Questions about payoffs and secrecy

Carvalho was put on paid leave after the FBI searches and now has quietly stepped down. His contract reportedly calls for a 12‑month minimum payout if the district fires him without cause, but it’s not clear whether any settlement was negotiated. Taxpayers deserve to know if public money is being used to paper over problems, yet the board and district have offered only stock answers about “continuity” and “stability.”
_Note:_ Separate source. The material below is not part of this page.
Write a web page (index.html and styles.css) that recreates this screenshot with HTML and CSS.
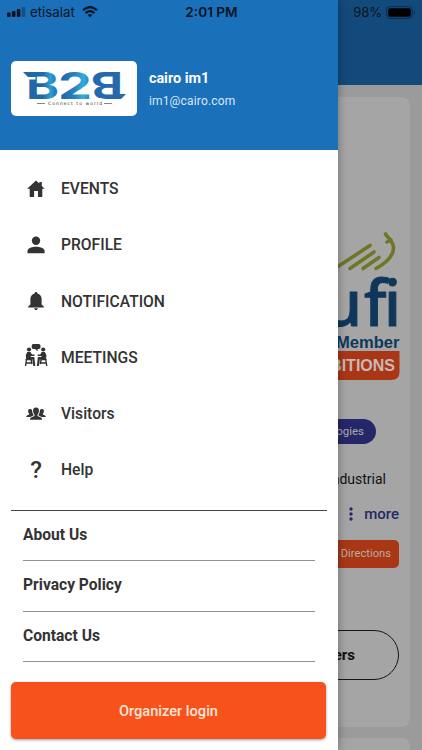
FILE: index.html
```html
<!DOCTYPE html>
<html lang="en">
<head>
<meta charset="utf-8">
<title>B2B</title>
<link rel="stylesheet" href="styles.css">
</head>
<body>
<div class="screen">
  <main class="page">
    <div class="page-header"></div>
    <section class="card">
      <svg class="ufi" width="110" height="154" viewBox="290 229 110 154">
        <g fill="none" stroke="#707527" stroke-width="3.6" stroke-linecap="round">
          <path d="M325 275 L370 245.500"/>
          <path d="M350 268.500 L374 252"/>
          <path d="M363 268.500 L379 257.500"/>
          <path d="M376 268.500 C386 263 394 256 393.500 247 C393 241 388 238 385.500 234 M387 242 L391 240"/>
        </g>
        <text class="ufi-name" x="322.500 364 384" y="326">ufi</text>
        <text class="ufi-member" x="336" y="347.500" textLength="63.500" lengthAdjust="spacingAndGlyphs">Member</text>
        <path d="M290 351 H399.500 V372 Q399.500 380 391 380 H290 Z" fill="#a93716"/>
        <text class="ufi-band" x="395" y="370.500" text-anchor="end">EXHIBITIONS</text>
      </svg>
      <div class="tag">Technologies</div>
      <div class="industry">Industrial</div>
      <div class="more"><svg width="6" height="16" viewBox="0 0 6 16" fill="#252865"><circle cx="3" cy="3" r="1.700"/><circle cx="3" cy="8" r="1.700"/><circle cx="3" cy="13" r="1.700"/></svg><span>more</span></div>
      <div class="directions">Directions</div>
      <div class="outline">Organizers</div>
    </section>
    <section class="card-next"></section>
  </main>

  <aside class="drawer">
    <header class="profile">
      <div class="logo">
        <svg width="126" height="55" viewBox="11 61 126 55">
          <defs>
            <linearGradient id="brand" gradientUnits="userSpaceOnUse" x1="24" y1="0" x2="126" y2="0">
              <stop offset="0" stop-color="#2268a9"/><stop offset=".18" stop-color="#2068a8"/><stop offset=".26" stop-color="#2d9dcf"/><stop offset=".35" stop-color="#1d62aa"/><stop offset=".5" stop-color="#2b83c0"/><stop offset=".58" stop-color="#34acd9"/><stop offset=".7" stop-color="#2266aa"/><stop offset="1" stop-color="#2868a8"/>
            </linearGradient>
            <linearGradient id="brand-turned" gradientUnits="userSpaceOnUse" x1="-126" y1="0" x2="-90" y2="0">
              <stop offset="0" stop-color="#2868a8"/><stop offset="1" stop-color="#2269b2"/>
            </linearGradient>
          </defs>
          <g class="logo-name" fill="url(#brand)">
            <text x="26" y="99" textLength="33" lengthAdjust="spacingAndGlyphs">B</text>
            <text x="58" y="99" textLength="34" lengthAdjust="spacingAndGlyphs">2</text>
            <text x="-123" y="-72" textLength="32" lengthAdjust="spacingAndGlyphs" transform="rotate(180)" fill="url(#brand-turned)">B</text>
            <path d="M23 72 H34 V77 H28 Z M115 94 H126 L121 99 H115 Z"/>
          </g>
          <path d="M27 77 H35.500 V79.500 H27 Z" fill="#fff"/>
          <path d="M37 103.500 H45 M104 103.500 H112" stroke="#666" stroke-width=".8"/>
          <text class="logo-sub" x="48" y="105" textLength="54">Connect to world</text>
        </svg>
      </div>
      <div class="who"><strong>cairo im1</strong><span>im1@cairo.com</span></div>
    </header>

    <nav class="menu">
      <a class="item"><svg class="icon" viewBox="0 0 24 24"><path d="M12 3.500 3.200 11.700H5.700V20.100H10.100V14H14V20.100H18.300V11.700H20.700L17.800 9V5H15.300V6.600Z"/></svg><span>EVENTS</span></a>
      <a class="item"><svg class="icon" viewBox="0 0 24 24"><circle cx="12" cy="7.700" r="4.200"/><path d="M3.500 20.300V18C3.500 15 8.600 13.700 12 13.700S20.600 15 20.600 18V20.300Z"/></svg><span>PROFILE</span></a>
      <a class="item"><svg class="icon" viewBox="0 0 24 24"><path d="M12 3.100C12.900 3.100 13.400 3.700 13.400 4.500C16 5.200 17.600 7.300 17.600 10V15.600L19.800 17.500V18.500H4.200V17.500L6.400 15.600V10C6.400 7.300 8 5.200 10.600 4.500C10.600 3.700 11.100 3.100 12 3.100ZM10.100 19.300H13.900C13.700 20.500 13 21.100 12 21.100S10.300 20.500 10.100 19.300Z"/></svg><span>NOTIFICATION</span></a>
      <a class="item"><svg class="icon" viewBox="0 0 24 24"><path d="M9.200-1H14.800Q16.500-1 16.500 .7V2.200Q16.500 3.900 14.800 3.900H13.500L13.800 6.200L11 3.900H9.200Q7.700 3.900 7.700 2.200V.7Q7.700-1 9.200-1Z"/><circle cx="5" cy="4.500" r="2.100"/><circle cx="19.200" cy="4.500" r="2.100"/><path d="M3.300 7H6.500L8 9.500H10.500V11H6.800V12H10.300L11.300 21H9.300L8.300 14.200H2.200L1.800 10ZM20.900 7H17.700L16.200 9.500H13.700V11H17.400V12H13.900L12.900 21H14.900L15.900 14.200H22L22.400 10Z"/><path d="M1.500 14.500H8M2.500 14.500 1.500 21M7 14.500 8 19M2 18H7.500M22.700 14.500H16.200M21.700 14.500 22.800 21M17.200 14.500 16.200 19M22.200 18H16.700" fill="none" stroke="#333" stroke-width="1.400"/></svg><span>MEETINGS</span></a>
      <a class="item"><svg class="icon" viewBox="0 0 24 24"><path d="M12 5.400C14.200 5.400 15.100 6.900 14.900 9C14.800 10.700 14.200 12 13.500 12.600V14L17 15.500Q18 16 18 17.800H6Q6 16 7 15.500L10.500 14V12.600C9.800 12 9.200 10.700 9.100 9C8.900 6.900 9.800 5.400 12 5.400Z"/><path d="M6.200 7C7.500 7 8.100 7.900 8.200 9.200Q8.200 11.500 9.400 12.600V13.400L6.300 14.900H2.200Q2.200 13.800 3.400 13.300L5.200 12.500V11.700Q3.900 10.500 4.100 8.700C4.200 7.600 5 7 6.200 7ZM17.800 7C16.500 7 15.900 7.900 15.800 9.200Q15.800 11.500 14.600 12.600V13.400L17.700 14.900H21.800Q21.800 13.800 20.600 13.300L18.800 12.500V11.700Q20.100 10.500 19.900 8.700C19.800 7.600 19 7 17.800 7Z"/></svg><span>Visitors</span></a>
      <a class="item"><span class="icon question">?</span><span>Help</span></a>
    </nav>

    <div class="links">
      <a>About Us</a>
      <a>Privacy Policy</a>
      <a>Contact Us</a>
    </div>
    <button class="login">Organizer login</button>
  </aside>

  <div class="status">
    <div class="carrier">
      <svg width="19" height="10" viewBox="0 0 19 10"><rect x="0" y="5.500" width="3.600" height="4.500" rx="1"/><rect x="4.900" y="4" width="3.600" height="6" rx="1"/><rect x="9.800" y="2" width="3.600" height="8" rx="1"/><rect x="14.700" y="0" width="3.600" height="10" rx="1" opacity=".35"/></svg>
      <span>etisalat</span>
      <svg class="wifi" width="16" height="12" viewBox="0 0 16 12"><g fill="none" stroke="#071522" stroke-width="2.200"><path d="M1 4.300Q8-2.200 15 4.300M3.600 7.100Q8 3.100 12.400 7.100"/></g><path d="M5.700 8.900Q8 7 10.300 8.900L8 11.300Z"/></svg>
    </div>
    <div class="time">2:01 PM</div>
    <div class="battery"><span>98%</span><svg width="30" height="13" viewBox="0 0 30 13"><rect x=".6" y=".6" width="25.800" height="11.800" rx="3.200" fill="none" stroke="#0b2d4c" stroke-width="1"/><rect x="2.200" y="2.200" width="22.600" height="8.600" rx="1.800" fill="#000"/><path d="M28 4.500Q30 6.500 28 8.500Z" fill="#0b2d4c"/></svg></div>
  </div>
</div>
</body>
</html>
```
FILE: styles.css
```css
* { box-sizing: border-box; }
body { margin: 0; font-family: Roboto, "Liberation Sans", sans-serif; }
.screen { position: relative; width: 422px; height: 750px; overflow: hidden; background: #9b9b9b; }

.page { display: flex; flex-direction: column; height: 750px; }
.page-header { flex: none; height: 85px; background: #124a7c; }
.card { flex: none; display: flex; flex-direction: column; align-items: flex-end; height: 630px; margin: 12px 12px 0; padding: 132px 11px 0; border-radius: 8px; background: #a5a5a5; }
.card-next { flex: none; height: 60px; margin: 11px 12px 0; border-radius: 8px; background: #a5a5a5; }
.ufi { flex: none; display: block; margin-right: -1px; overflow: visible; }
.ufi-name { font: 500 63px "Noto Sans", sans-serif; fill: #10375a; stroke: #10375a; stroke-width: 1px; stroke-linejoin: round; }
.ufi-member { font: 700 17px "Liberation Sans", sans-serif; fill: #10375a; }
.ufi-band { font: 700 16px "Liberation Sans", sans-serif; fill: #c5b9b5; }
.tag { height: 25px; margin: 36px 23px 0 0; padding: 0 12px; border-radius: 13px; background: #252868; color: #aaa; font-size: 11.5px; line-height: 25px; }
.industry { margin: 26px 13px 0 0; color: #111; font-size: 14px; line-height: 18px; }
.more { display: flex; align-items: center; gap: 10px; margin-top: 16px; color: #252865; font-size: 15px; font-weight: 500; line-height: 20px; }
.directions { height: 28px; margin-top: 16px; padding: 0 8px; width: 90px; border-radius: 5px; background: #a93716; color: #b9aaa5; font-size: 11.2px; line-height: 28px; text-align: right; }
.outline { width: 180px; height: 50px; margin-top: 62px; padding-right: 43px; border: 1px solid #161616; border-radius: 25px; color: #111; font-size: 15px; font-weight: 700; line-height: 48px; text-align: right; }

.drawer { position: absolute; top: 0; left: 0; width: 337.500px; height: 750px; background: #fff; box-shadow: 0 0 9px rgba(0, 0, 0, .35); }
.profile { display: flex; align-items: flex-start; height: 150px; padding: 61px 11px 0; background: #1b70ba; color: #fff; }
.logo { width: 126.400px; height: 55px; border-radius: 5px; background: #fff; }
.logo svg { display: block; }
.logo-name { font: 700 37px Inter, sans-serif; }
.logo-sub { font: 4.5px "DejaVu Sans", sans-serif; fill: #333; }
.who { display: flex; flex-direction: column; margin: 8px 0 0 11.500px; }
.who strong { font-size: 14.4px; font-weight: 700; line-height: 19px; }
.who span { margin-top: 5px; color: #d6e9f8; font-size: 12px; line-height: 16px; letter-spacing: .18px; }

.menu { padding: 10.500px 24px 0; }
.item { display: flex; align-items: center; gap: 13px; height: 56.250px; color: #333; font-size: 15.650px; font-weight: 500; }
.icon { flex: none; width: 24px; height: 24px; fill: #333; overflow: visible; }
.question { font-size: 24px; line-height: 24px; text-align: center; }

.links { margin: 11.500px 11px 0; padding: 0 12px 0; border-top: 1px solid #444; }
.links a { display: block; height: 50.500px; border-bottom: 1px solid #929292; color: #333; font-size: 15.600px; font-weight: 700; line-height: 49px; }
.login { display: block; width: 315px; height: 57px; margin: 20px 11px 0; padding: 0; border: 0; border-radius: 5px; background: #f8521c; box-shadow: 0 1px 3px rgba(0, 0, 0, .4); color: #ffe6d9; font: 500 14.600px Roboto, sans-serif; }

.status { position: absolute; top: 0; left: 0; display: grid; grid-template-columns: 1fr auto 1fr; align-items: center; width: 422px; height: 24px; padding: 0 6px 0 7px; color: #071522; font: 13px Inter, sans-serif; }
.carrier { display: flex; align-items: center; gap: 4px; fill: #071522; }
.carrier span { font-size: 13.3px; }
.wifi { margin-left: 3px; }
.time { font-size: 13.600px; font-weight: 600; }
.battery { display: flex; align-items: center; justify-content: flex-end; gap: 4px; }
```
What happens next for LAUSD

Acting Superintendent Andrés Chait will run the district while the board picks a permanent replacement. LAUSD serves more than half a million students, so leadership matters. The real task now is a full review of procurement practices, vendor vetting and internal controls. If a flashy AI pitch can dodge scrutiny and land a multimillion‑dollar deal, the system that greenlit it needs reform — fast.

Call for transparency and accountability

Resignation is not the same as an answer. Journalists and the public should push the district for Carvalho’s contract, any settlement documents, procurement records for AllHere, and the board minutes that approved or discussed the deal. Prosecutors should be urged to unseal any filings that clarify the facts. Until then, families and taxpayers are left with a costly lesson: shiny technology won’t fix schools if human oversight is missing — and it sure won’t save reputations when the lights come on.